I had to parse in Java an rather big XML document that was looking something like that:

<root>
	<child1>
		<a>I need this element</a>
		<b>but not this one</b>
		<c>this one is also irrelevant</c>
	</child1>
	<child2>
		<a></a>
		<b></b>
		<c></c>
	</child2>
	<!-- and so on to fill more than 4 Mo -->
</root>

There are hundreds of first level child nodes, but each one only has a few children.

Given any child node, I had to get one of its own children by its name. I had two options:

  • iterate over the list of children, and check each one to see if it’s the one I am looking for (5 lines of code);
  • or be lazy and use a very simple XPath expression (1 line of code).

Being lazy, and since the context nodes were having only a few child nodes, I decided to go with XPath. I knew there would be some overhead, but it shouldn’t be very big, right?

Wrong.

My code wasn’t doing anything fancy, but it took 40 seconds to complete. Being curious about the overhead introduced by XPath, I replaced it by a bunch of node.getChildNodes(). The total time dropped to 0.1 second.

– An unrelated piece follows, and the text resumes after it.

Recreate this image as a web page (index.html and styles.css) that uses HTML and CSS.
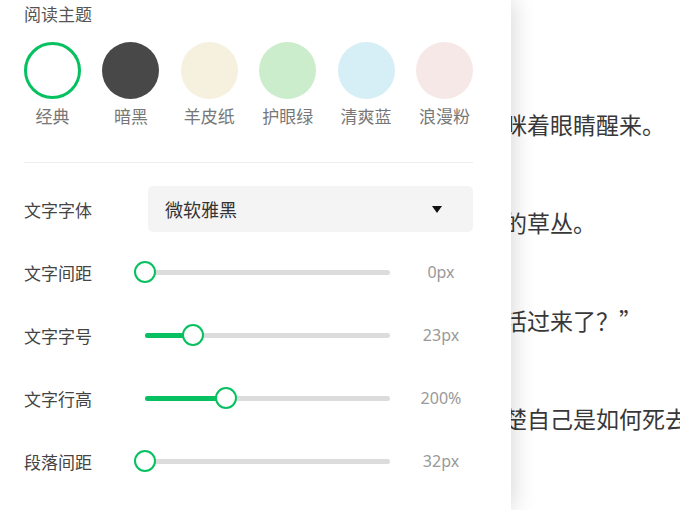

I wrote a small benchmark to illustrate this problem. It boils down to these two methods:

/**
 * Returns the direct child of parent with the given name using XPath
 */
private static Node getChildXPath(Node parent, String name) throws Exception {
	return (Node)xpath.evaluate(name, parent, XPathConstants.NODE);
}

/**
 * Returns the direct child of parent with the given name using getChildNodes()
 */
private static Node getChildDom(Node parent, String name) throws Exception {
	NodeList list = parent.getChildNodes();
	for(int i=0; i<list.getLength(); i++) {
		Node child = list.item(i);
		if(child.getNodeType() == Node.ELEMENT_NODE && name.equals(child.getNodeName())) {
			return child;
		}
	}
	return null;
}

The full code is available on github.

On my linux box with OpenJDK 1.6.0_20, I got the following results:

Children were found using DOM in 2 ms
Children were found using XPath in 4016 ms

Lesson learned: javax.xml.xpath is slow as hell, even for very simple expressions.